What to work on |
Leave out the pictures and print only the lines from the one with "Output the component" through the one with "const cols = ['A', 'B', 'C', 'D', 'E'];", exactly as they are.

[Interface markup and scripts]

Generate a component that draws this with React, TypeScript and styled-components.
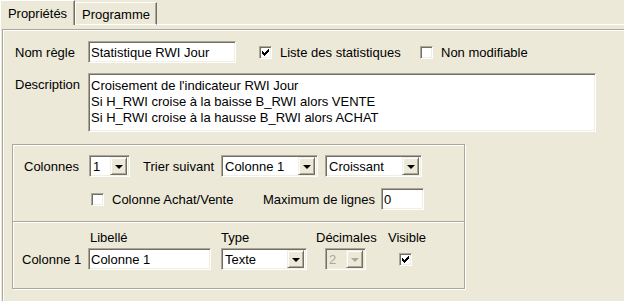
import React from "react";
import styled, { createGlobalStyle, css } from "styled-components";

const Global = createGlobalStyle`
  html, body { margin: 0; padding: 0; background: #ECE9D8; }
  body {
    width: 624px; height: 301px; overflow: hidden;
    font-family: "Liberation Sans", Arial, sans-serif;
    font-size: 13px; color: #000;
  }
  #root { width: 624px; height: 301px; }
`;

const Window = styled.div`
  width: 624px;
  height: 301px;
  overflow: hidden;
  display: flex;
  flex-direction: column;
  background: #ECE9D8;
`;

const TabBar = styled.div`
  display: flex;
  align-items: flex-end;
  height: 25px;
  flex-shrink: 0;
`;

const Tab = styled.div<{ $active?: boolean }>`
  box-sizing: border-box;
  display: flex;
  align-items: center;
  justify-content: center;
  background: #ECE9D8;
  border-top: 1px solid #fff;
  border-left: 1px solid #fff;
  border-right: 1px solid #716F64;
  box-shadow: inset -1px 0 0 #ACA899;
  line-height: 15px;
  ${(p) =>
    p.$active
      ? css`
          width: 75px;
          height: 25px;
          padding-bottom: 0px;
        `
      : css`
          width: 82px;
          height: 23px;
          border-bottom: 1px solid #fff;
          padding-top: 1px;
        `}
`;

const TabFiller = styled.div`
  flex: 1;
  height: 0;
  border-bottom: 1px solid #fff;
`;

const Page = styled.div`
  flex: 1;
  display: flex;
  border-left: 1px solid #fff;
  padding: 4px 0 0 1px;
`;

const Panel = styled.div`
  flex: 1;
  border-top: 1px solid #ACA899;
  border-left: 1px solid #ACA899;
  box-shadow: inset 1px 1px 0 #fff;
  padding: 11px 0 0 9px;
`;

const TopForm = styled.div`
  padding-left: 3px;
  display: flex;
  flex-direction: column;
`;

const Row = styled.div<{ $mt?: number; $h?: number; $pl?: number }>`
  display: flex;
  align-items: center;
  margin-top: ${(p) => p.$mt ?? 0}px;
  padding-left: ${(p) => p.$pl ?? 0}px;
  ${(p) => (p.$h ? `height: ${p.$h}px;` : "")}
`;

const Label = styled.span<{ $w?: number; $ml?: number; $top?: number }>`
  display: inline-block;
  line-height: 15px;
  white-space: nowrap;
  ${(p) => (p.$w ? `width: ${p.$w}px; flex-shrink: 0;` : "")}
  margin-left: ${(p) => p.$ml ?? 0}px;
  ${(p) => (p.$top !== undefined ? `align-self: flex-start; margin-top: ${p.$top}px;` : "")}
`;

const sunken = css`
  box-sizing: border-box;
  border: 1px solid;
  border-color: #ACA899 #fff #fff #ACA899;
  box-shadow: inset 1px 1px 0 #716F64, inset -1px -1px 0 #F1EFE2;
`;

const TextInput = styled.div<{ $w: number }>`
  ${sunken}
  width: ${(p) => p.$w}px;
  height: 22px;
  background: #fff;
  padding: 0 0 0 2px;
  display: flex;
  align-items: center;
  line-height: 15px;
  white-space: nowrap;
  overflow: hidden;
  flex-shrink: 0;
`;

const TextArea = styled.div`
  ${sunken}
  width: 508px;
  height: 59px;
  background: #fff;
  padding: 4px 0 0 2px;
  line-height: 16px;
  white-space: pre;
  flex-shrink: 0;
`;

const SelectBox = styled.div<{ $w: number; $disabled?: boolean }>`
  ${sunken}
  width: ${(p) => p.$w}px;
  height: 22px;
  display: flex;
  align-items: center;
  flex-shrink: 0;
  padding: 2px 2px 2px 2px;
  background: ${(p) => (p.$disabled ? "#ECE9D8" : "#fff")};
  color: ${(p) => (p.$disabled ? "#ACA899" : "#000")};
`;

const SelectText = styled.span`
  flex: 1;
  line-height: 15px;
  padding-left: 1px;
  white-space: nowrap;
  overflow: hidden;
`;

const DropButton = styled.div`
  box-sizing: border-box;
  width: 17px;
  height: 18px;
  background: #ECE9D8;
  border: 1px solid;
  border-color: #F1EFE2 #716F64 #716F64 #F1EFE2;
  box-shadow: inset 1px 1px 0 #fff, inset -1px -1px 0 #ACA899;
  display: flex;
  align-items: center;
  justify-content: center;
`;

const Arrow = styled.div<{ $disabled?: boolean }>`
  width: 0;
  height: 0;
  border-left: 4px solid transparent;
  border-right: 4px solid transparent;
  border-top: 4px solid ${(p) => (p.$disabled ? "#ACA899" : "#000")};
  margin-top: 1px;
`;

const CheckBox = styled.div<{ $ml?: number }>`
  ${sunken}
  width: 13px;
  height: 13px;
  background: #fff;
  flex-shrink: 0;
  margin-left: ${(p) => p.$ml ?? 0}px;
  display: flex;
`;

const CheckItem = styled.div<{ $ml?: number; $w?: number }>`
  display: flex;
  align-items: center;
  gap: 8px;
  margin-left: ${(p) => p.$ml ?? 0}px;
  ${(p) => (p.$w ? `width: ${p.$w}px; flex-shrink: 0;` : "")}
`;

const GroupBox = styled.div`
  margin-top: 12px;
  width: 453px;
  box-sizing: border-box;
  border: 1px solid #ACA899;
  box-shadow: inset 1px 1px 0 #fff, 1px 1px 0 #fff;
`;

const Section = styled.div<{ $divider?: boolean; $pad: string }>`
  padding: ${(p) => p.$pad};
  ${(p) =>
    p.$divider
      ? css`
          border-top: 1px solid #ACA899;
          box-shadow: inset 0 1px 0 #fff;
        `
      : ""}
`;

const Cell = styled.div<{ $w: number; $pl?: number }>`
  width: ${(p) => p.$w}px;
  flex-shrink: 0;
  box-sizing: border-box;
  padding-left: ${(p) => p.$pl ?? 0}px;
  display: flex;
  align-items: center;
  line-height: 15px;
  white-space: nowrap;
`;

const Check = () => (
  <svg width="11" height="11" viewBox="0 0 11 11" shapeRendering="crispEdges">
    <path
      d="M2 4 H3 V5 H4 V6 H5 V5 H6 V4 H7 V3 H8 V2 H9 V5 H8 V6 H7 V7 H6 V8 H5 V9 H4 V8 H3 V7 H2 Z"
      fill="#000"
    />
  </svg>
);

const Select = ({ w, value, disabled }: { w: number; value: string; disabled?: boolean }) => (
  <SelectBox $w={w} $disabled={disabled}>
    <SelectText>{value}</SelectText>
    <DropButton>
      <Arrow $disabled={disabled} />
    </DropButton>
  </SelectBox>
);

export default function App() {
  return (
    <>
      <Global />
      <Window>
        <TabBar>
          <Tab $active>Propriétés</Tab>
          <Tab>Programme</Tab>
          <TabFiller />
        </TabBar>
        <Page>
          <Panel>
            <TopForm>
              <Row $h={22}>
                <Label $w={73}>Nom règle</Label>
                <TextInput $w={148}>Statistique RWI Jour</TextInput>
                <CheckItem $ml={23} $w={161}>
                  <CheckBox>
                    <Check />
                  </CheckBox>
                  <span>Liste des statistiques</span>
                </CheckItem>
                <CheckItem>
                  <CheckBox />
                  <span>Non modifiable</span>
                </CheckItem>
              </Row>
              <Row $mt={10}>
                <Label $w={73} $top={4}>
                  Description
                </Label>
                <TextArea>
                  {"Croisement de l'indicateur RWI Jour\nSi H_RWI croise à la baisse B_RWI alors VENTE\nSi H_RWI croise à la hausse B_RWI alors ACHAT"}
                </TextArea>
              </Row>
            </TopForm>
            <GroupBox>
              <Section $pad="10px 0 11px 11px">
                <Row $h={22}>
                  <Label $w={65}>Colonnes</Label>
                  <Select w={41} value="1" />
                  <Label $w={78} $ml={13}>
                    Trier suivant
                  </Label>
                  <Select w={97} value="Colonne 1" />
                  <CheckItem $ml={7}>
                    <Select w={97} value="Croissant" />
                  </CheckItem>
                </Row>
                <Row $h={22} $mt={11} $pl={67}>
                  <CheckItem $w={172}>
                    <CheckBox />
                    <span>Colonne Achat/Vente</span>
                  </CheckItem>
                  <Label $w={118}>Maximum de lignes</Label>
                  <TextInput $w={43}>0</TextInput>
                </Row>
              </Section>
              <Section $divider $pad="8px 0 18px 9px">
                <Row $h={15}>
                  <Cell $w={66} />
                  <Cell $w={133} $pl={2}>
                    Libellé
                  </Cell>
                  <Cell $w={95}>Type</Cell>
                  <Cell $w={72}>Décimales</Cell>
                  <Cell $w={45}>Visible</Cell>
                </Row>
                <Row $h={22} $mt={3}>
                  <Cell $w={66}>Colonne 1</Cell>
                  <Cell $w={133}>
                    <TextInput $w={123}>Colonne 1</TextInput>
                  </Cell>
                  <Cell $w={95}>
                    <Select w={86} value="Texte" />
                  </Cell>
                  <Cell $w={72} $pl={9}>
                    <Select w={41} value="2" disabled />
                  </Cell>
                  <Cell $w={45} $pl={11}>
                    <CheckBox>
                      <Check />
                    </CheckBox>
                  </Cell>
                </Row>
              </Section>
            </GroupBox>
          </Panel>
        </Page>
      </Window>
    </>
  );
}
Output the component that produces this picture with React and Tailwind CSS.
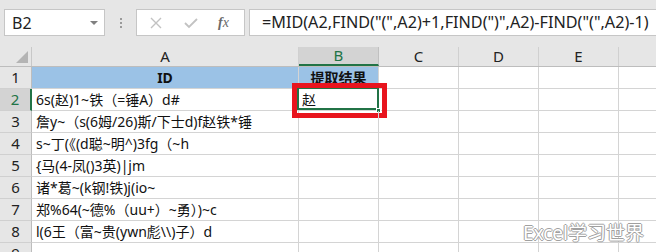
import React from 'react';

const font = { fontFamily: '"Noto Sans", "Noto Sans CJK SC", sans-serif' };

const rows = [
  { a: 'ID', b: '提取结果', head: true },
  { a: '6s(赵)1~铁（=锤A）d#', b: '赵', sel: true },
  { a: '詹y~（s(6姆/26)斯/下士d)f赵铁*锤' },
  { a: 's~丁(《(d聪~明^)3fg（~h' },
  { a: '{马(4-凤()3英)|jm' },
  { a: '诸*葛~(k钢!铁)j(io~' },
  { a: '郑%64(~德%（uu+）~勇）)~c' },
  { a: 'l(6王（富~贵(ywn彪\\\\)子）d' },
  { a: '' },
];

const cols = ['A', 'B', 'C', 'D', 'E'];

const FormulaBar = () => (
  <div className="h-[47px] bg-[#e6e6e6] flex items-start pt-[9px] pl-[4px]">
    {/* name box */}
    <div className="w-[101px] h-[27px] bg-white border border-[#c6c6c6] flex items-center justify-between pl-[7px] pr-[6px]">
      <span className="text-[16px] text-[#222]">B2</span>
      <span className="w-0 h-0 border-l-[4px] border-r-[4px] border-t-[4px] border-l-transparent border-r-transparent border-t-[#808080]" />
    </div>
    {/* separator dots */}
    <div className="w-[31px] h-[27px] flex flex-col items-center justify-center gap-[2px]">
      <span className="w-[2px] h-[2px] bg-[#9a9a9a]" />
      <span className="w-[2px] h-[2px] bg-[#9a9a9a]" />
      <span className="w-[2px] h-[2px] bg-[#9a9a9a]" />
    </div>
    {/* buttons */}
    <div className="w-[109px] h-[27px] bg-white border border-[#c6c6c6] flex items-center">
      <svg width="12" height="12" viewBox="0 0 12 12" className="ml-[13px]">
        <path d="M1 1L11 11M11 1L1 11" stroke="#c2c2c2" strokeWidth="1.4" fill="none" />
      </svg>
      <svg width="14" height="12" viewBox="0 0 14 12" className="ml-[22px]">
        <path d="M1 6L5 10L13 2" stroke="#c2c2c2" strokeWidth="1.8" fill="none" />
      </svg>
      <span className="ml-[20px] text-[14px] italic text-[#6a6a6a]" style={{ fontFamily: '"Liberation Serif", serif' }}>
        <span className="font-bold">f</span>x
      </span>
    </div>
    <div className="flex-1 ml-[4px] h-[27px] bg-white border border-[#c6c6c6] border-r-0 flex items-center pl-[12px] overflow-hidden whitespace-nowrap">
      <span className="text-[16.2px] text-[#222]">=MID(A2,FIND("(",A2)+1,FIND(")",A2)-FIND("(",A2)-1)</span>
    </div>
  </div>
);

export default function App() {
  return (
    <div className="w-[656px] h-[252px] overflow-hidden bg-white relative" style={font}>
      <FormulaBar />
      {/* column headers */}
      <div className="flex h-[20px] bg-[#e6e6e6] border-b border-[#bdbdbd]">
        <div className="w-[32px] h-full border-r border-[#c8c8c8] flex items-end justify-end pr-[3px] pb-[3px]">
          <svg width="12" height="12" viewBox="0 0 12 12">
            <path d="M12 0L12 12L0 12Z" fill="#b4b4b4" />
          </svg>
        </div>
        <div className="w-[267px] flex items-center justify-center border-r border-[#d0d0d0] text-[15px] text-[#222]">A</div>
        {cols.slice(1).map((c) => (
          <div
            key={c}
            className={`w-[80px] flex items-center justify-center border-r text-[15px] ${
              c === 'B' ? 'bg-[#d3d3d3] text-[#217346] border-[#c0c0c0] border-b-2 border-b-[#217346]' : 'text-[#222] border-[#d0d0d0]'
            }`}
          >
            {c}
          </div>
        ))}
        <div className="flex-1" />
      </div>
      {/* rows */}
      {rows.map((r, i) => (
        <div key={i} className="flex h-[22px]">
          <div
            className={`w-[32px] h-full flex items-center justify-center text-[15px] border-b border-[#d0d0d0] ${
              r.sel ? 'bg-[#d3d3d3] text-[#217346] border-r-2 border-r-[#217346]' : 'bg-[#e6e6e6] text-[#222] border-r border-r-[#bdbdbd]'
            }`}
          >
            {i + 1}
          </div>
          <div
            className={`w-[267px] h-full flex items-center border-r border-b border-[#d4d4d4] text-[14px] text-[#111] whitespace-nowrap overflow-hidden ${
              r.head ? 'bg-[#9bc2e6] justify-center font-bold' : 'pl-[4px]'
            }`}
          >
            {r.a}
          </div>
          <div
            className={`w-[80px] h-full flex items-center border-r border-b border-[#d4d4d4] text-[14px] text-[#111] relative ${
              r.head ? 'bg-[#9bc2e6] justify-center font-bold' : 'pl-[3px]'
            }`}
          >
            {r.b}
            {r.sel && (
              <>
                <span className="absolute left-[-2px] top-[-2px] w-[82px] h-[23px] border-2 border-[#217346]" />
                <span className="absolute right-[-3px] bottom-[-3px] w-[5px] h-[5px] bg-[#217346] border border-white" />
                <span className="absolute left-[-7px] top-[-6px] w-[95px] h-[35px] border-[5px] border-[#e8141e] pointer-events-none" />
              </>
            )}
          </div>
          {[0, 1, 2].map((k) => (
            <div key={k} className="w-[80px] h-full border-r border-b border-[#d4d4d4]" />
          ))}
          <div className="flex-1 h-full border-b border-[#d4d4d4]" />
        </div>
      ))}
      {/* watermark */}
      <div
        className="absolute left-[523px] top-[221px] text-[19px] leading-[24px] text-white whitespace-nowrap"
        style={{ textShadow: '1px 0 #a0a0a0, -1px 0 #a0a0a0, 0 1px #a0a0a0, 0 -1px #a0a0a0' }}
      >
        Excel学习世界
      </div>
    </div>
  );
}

Exercise response |
Output the component that produces this picture with React and Tailwind CSS.
import React from 'react';

const font = { fontFamily: '"Noto Sans", "Noto Sans CJK SC", sans-serif' };

const rows = [
  { a: 'ID', b: '提取结果', head: true },
  { a: '6s(赵)1~铁（=锤A）d#', b: '赵', sel: true },
  { a: '詹y~（s(6姆/26)斯/下士d)f赵铁*锤' },
  { a: 's~丁(《(d聪~明^)3fg（~h' },
  { a: '{马(4-凤()3英)|jm' },
  { a: '诸*葛~(k钢!铁)j(io~' },
  { a: '郑%64(~德%（uu+）~勇）)~c' },
  { a: 'l(6王（富~贵(ywn彪\\\\)子）d' },
  { a: '' },
];

const cols = ['A', 'B', 'C', 'D', 'E'];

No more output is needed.